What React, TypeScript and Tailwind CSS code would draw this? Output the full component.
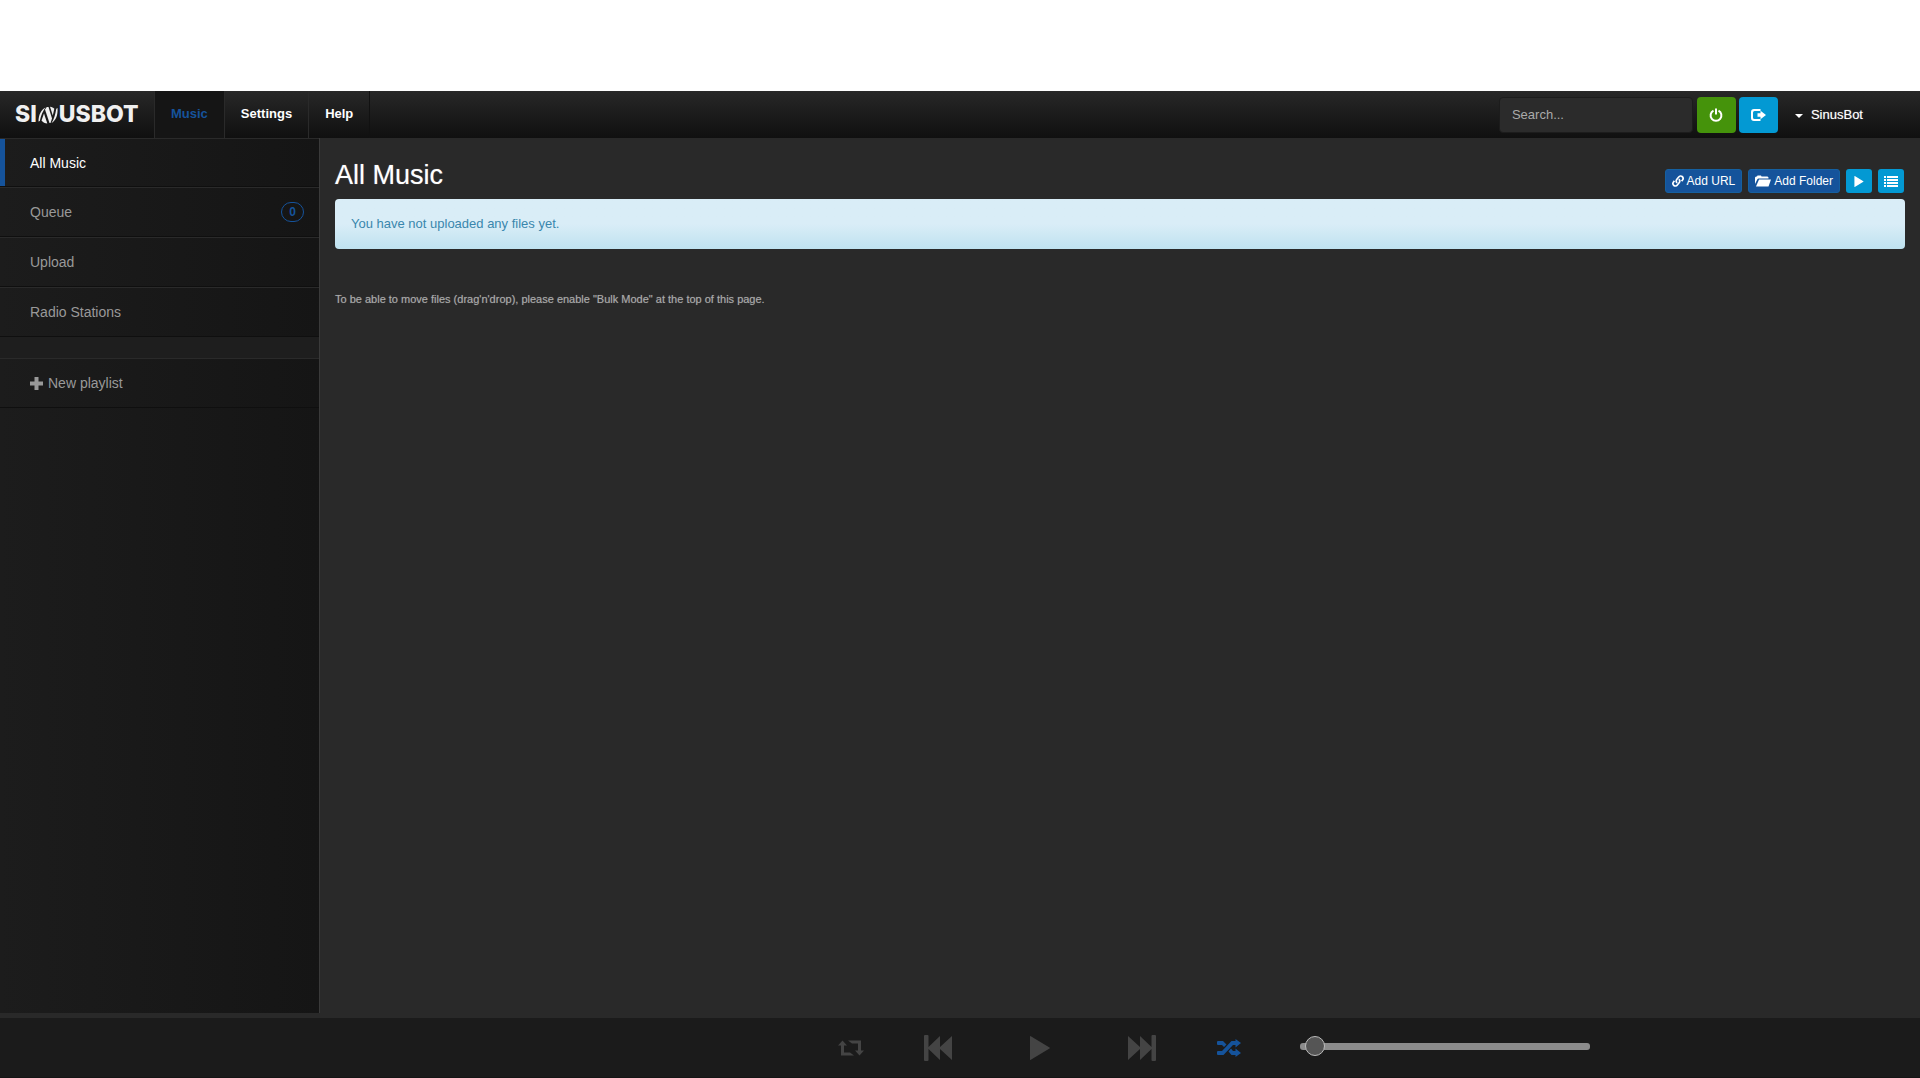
import { useState } from 'react';

const navItems = ['Music', 'Settings', 'Help'];

const sideItems = [
  { label: 'All Music' },
  { label: 'Queue', count: 0 },
  { label: 'Upload' },
  { label: 'Radio Stations' },
];

function Logo() {
  return (
    <a href="#" aria-label="SinusBot" className="flex h-full w-[154px] items-center pl-[15px] font-['Inter'] text-[23px] font-extrabold text-[#f0f0f0]">
      <span>SI</span>
      <svg viewBox="0 0 22 18" className="h-[18px] w-[22px]" fill="currentColor">
        <path d="M1.500 15.500C1.500 9 4 4 8.500 1.500C6 5 4 9 2.800 15Z" />
        <path d="M8 3.500L9.800 1H11.500L15 12.500L13.500 17H12.500Z" />
        <path d="M7 7.500L10.300 17.500C8 17.500 6 16.500 4.500 14.500Z" />
        <path d="M13 .7C15 1 16.300 1.600 17.300 2.800L15.800 9.500Z" />
        <path d="M20.500 2C21 9 19 14.500 14.500 17C17 13.500 18.300 9 19.300 2.800Z" />
      </svg>
      <span>USBOT</span>
    </a>
  );
}

function PowerIcon() {
  return (
    <svg viewBox="0 0 14 14" className="h-3.5 w-3.5" fill="none" stroke="currentColor" strokeWidth="2">
      <path d="M4.500 2.600A5.400 5.400 0 1 0 9.500 2.600" />
      <path d="M7 .5V6.500" />
    </svg>
  );
}

function LogoutIcon() {
  return (
    <svg viewBox="0 0 15 12" className="h-3 w-[15px]" fill="currentColor">
      <path d="M3 0H9.500V2H3.500Q2 2 2 3.500V8.500Q2 10 3.500 10H9.500V12H3Q0 12 0 9V3Q0 0 3 0Z" />
      <path d="M6.500 4.300H9.500V1.800L15 6L9.500 10.200V7.700H6.500Z" />
    </svg>
  );
}

function LinkIcon() {
  return (
    <svg viewBox="0 0 12 12" className="h-3 w-3" fill="none" stroke="currentColor" strokeWidth="1.700">
      <path d="M5.300 7.800C4 7 3.900 5.600 4.700 4.500L6.700 2C7.600 .8 9.100 .7 10.100 1.500C11.200 2.400 11.300 3.900 10.500 5L9.600 6.100" />
      <path d="M6.700 4.200C8 5 8.100 6.400 7.300 7.500L5.300 10C4.400 11.200 2.900 11.300 1.900 10.500C.8 9.600 .7 8.100 1.500 7L2.400 5.900" />
    </svg>
  );
}

function FolderIcon() {
  return (
    <svg viewBox="0 0 16 12" className="h-3 w-4" fill="currentColor">
      <path d="M0 9V2.500L1 1.500H2L2.500 .5H6L6.500 1.500H12.500L13.500 2.500V3.500H3.500L2.500 4Z" />
      <path d="M4 4.500H16L13.500 11.500H1Z" />
    </svg>
  );
}

function PlayIcon({ className }: { className: string }) {
  return (
    <svg viewBox="0 0 20 24" className={className} fill="currentColor">
      <path d="M0 .5Q0 -.3 .8 .2L19.500 11.400Q20.300 12 19.500 12.600L.8 23.800Q0 24.300 0 23.500Z" />
    </svg>
  );
}

function ListIcon() {
  return (
    <svg viewBox="0 0 14 11" className="h-[11px] w-3.5" fill="currentColor">
      <path d="M0 0H2V2H0ZM3 0H14V2H3ZM0 3H2V5H0ZM3 3H14V5H3ZM0 6H2V8H0ZM3 6H14V8H3ZM0 9H2V11H0ZM3 9H14V11H3Z" />
    </svg>
  );
}

function PlusIcon() {
  return (
    <svg viewBox="0 0 13 13" className="h-[13px] w-[13px]" fill="currentColor">
      <path d="M4.500 0H8.500V4.500H13V8.500H8.500V13H4.500V8.500H0V4.500H4.500Z" />
    </svg>
  );
}

function RepeatIcon() {
  return (
    <svg viewBox="0 0 26 16" className="h-4 w-[26px]" fill="currentColor">
      <path d="M4.500 .5L9 5.500H6V12.500H12L16 15.500H3V5.500H0Z" />
      <path d="M10 .5H23V10.500H26L21.500 15.500L17 10.500H20V3.500H14Z" />
    </svg>
  );
}

function PrevIcon() {
  return (
    <svg viewBox="0 0 28 26" className="h-[26px] w-7" fill="currentColor">
      <path d="M1 0H3.500Q4.500 0 4.500 1V12L16 1V12L28 1V25L16 14V25L4.500 14V25Q4.500 26 3.500 26H1Q0 26 0 25V1Q0 0 1 0Z" />
    </svg>
  );
}

function NextIcon() {
  return (
    <svg viewBox="0 0 28 26" className="h-[26px] w-7" fill="currentColor">
      <path d="M27 0H24.500Q23.500 0 23.500 1V12L12 1V12L0 1V25L12 14V25L23.500 14V25Q23.500 26 24.500 26H27Q28 26 28 25V1Q28 0 27 0Z" />
    </svg>
  );
}

function ShuffleIcon() {
  return (
    <svg viewBox="0 0 24 18" className="h-[18px] w-6" fill="currentColor">
      <path d="M1 2H6L9.500 5.500L7 8L5 6H1Q0 6 0 5V3Q0 2 1 2Z" />
      <path d="M1 12H5L14.500 2H18.500V0L24 4L18.500 8.500V6H16L6.500 16H1Q0 16 0 15V13Q0 12 1 12Z" />
      <path d="M14 9.500L16 12H18.500V9.500L24 14L18.500 18V16H14.500L11.500 12.500Z" />
    </svg>
  );
}

export default function App() {
  const [activeNav, setActiveNav] = useState('Music');
  const [activeSide, setActiveSide] = useState('All Music');
  const [volume, setVolume] = useState(2);

  return (
    <div className="flex min-h-screen flex-col bg-[#292929] font-['Liberation_Sans',Arial,sans-serif] text-[13px] text-white">
      <div className="h-[91px] bg-white" />

      <header className="flex h-[47px] items-center bg-linear-to-b from-[#282828] to-[#101010]">
        <Logo />
        <nav className="flex h-full border-r border-[#111]">
          {navItems.map((item) => (
            <a
              key={item}
              href="#"
              onClick={() => setActiveNav(item)}
              className={`flex h-full items-center border-l border-[#2a2a2a] px-4 pb-0.5 font-bold ${
                activeNav === item ? 'bg-[#151515] text-[#15539b]' : 'text-white'
              }`}
            >
              {item}
            </a>
          ))}
        </nav>
        <div className="ml-auto flex items-center pr-[57px]">
          <input
            type="text"
            aria-label="Search"
            placeholder="Search..."
            className="mr-1 h-9 w-[194px] rounded border border-[#1c1c1c] bg-[#2b2b2b] px-3 text-[13px] text-white outline-none placeholder:text-[#aaa]"
          />
          <button aria-label="Power" className="mr-[3px] flex h-9 w-[39px] items-center justify-center rounded bg-[#45930b]">
            <PowerIcon />
          </button>
          <button aria-label="Log out" className="flex h-9 w-[39px] items-center justify-center rounded bg-[#0399d3]">
            <LogoutIcon />
          </button>
          <button className="ml-[17px] flex items-center gap-2 text-shadow-[0_0_1px_#ffffff80]">
            <svg viewBox="0 0 8 4" className="mt-0.5 h-1 w-2" fill="currentColor">
              <path d="M0 0H8L4 4Z" />
            </svg>
            SinusBot
          </button>
        </div>
      </header>

      <div className="flex flex-1">
        <aside className="w-80 shrink-0 border-r border-[#3a3a3a] bg-linear-to-r from-[#1c1c1c] to-[#151515] text-sm text-[#999]">
          <ul>
            {sideItems.map((item) => (
              <li key={item.label} className="h-[50px] border-t border-b border-t-[#2a2a2a] border-b-[#0f0f0f] first:h-[49px]">
                <a
                  href="#"
                  onClick={() => setActiveSide(item.label)}
                  className={`flex h-full items-center justify-between border-l-[5px] pr-[15px] pl-[25px] ${
                    activeSide === item.label ? 'border-[#15539b] text-white' : 'border-transparent'
                  }`}
                >
                  {item.label}
                  {item.count !== undefined && (
                    <span className="flex h-5 w-[23px] items-center justify-center rounded-full border border-[#15539b] text-xs font-bold text-[#15539b]">
                      {item.count}
                    </span>
                  )}
                </a>
              </li>
            ))}
          </ul>
          <div className="h-[21px] bg-[#1e1e1e]" />
          <button className="flex h-[50px] w-full items-center gap-[5px] border-t border-b border-t-[#2a2a2a] border-b-[#0f0f0f] pl-[30px]">
            <PlusIcon />
            New playlist
          </button>
        </aside>

        <main className="flex-1 px-[15px] pt-5">
          <div className="flex h-[41px] justify-between">
            <h1 className="text-[27px] leading-[34px] text-shadow-[0_0_1px_#ffffff80]">All Music</h1>
            <div className="mt-[11px] mr-px flex h-6 gap-1.5 text-xs text-shadow-[0_0_1px_#ffffff80]">
              <button className="flex items-center gap-[3px] rounded-[3px] border border-[#1560a0] bg-[#15539b] px-1.5">
                <LinkIcon />
                Add URL
              </button>
              <button className="flex items-center gap-[3px] rounded-[3px] border border-[#1560a0] bg-[#15539b] px-1.5">
                <FolderIcon />
                Add Folder
              </button>
              <button aria-label="Play all" className="flex w-[26px] items-center justify-center rounded-[3px] bg-[#0399d3]">
                <PlayIcon className="h-[11px] w-[10px]" />
              </button>
              <button aria-label="Bulk mode" className="flex w-[26px] items-center justify-center rounded-[3px] bg-[#0399d3]">
                <ListIcon />
              </button>
            </div>
          </div>
          <div role="alert" className="flex h-[50px] items-center rounded bg-linear-to-b from-[#d9edf7] from-50% to-[#bfe2f0] px-4 text-[#3a87ad]">
            You have not uploaded any files yet.
          </div>
          <p className="mt-[42px] text-[11px] leading-4 text-[#aaa] text-shadow-[0_0_1px_#aaaaaa80]">
            To be able to move files (drag'n'drop), please enable "Bulk Mode" at the top of this page.
          </p>
        </main>
      </div>

      <footer className="mt-[5px] flex h-[60px] items-center border-b border-[#151515] bg-[#1b1b1b] pl-[43%] text-[#444]">
        <button aria-label="Repeat" className="mr-3 flex w-[50px] justify-center">
          <RepeatIcon />
        </button>
        <button aria-label="Previous" className="flex w-[100px] justify-center">
          <PrevIcon />
        </button>
        <button aria-label="Play" className="mx-0.5 flex w-[100px] justify-center">
          <PlayIcon className="h-6 w-5" />
        </button>
        <button aria-label="Next" className="flex w-[100px] justify-center">
          <NextIcon />
        </button>
        <button aria-label="Shuffle" className="ml-3 flex w-[50px] justify-center text-[#15539b]">
          <ShuffleIcon />
        </button>
        <input
          type="range"
          aria-label="Volume"
          min={0}
          max={100}
          value={volume}
          onChange={(e) => setVolume(Number(e.target.value))}
          className="mb-0.5 ml-[46px] h-5 w-[290px] appearance-none bg-transparent [&::-webkit-slider-runnable-track]:h-[7px] [&::-webkit-slider-runnable-track]:rounded-[3px] [&::-webkit-slider-runnable-track]:bg-[#8c8c8c] [&::-webkit-slider-thumb]:-mt-[7px] [&::-webkit-slider-thumb]:h-5 [&::-webkit-slider-thumb]:w-5 [&::-webkit-slider-thumb]:appearance-none [&::-webkit-slider-thumb]:rounded-full [&::-webkit-slider-thumb]:border [&::-webkit-slider-thumb]:border-[#bbb] [&::-webkit-slider-thumb]:bg-[#555]"
        />
      </footer>
    </div>
  );
}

◇ ◇ ◇

— WHAT TO WORK ON —
Write out nothing but the lines from the start of the data through the line with "const navItems = ['Music', 'Settings', 'Help'];". Leave out the pictures.

— RESULT —
What React, TypeScript and Tailwind CSS code would draw this? Output the full component.
import { useState } from 'react';

const navItems = ['Music', 'Settings', 'Help'];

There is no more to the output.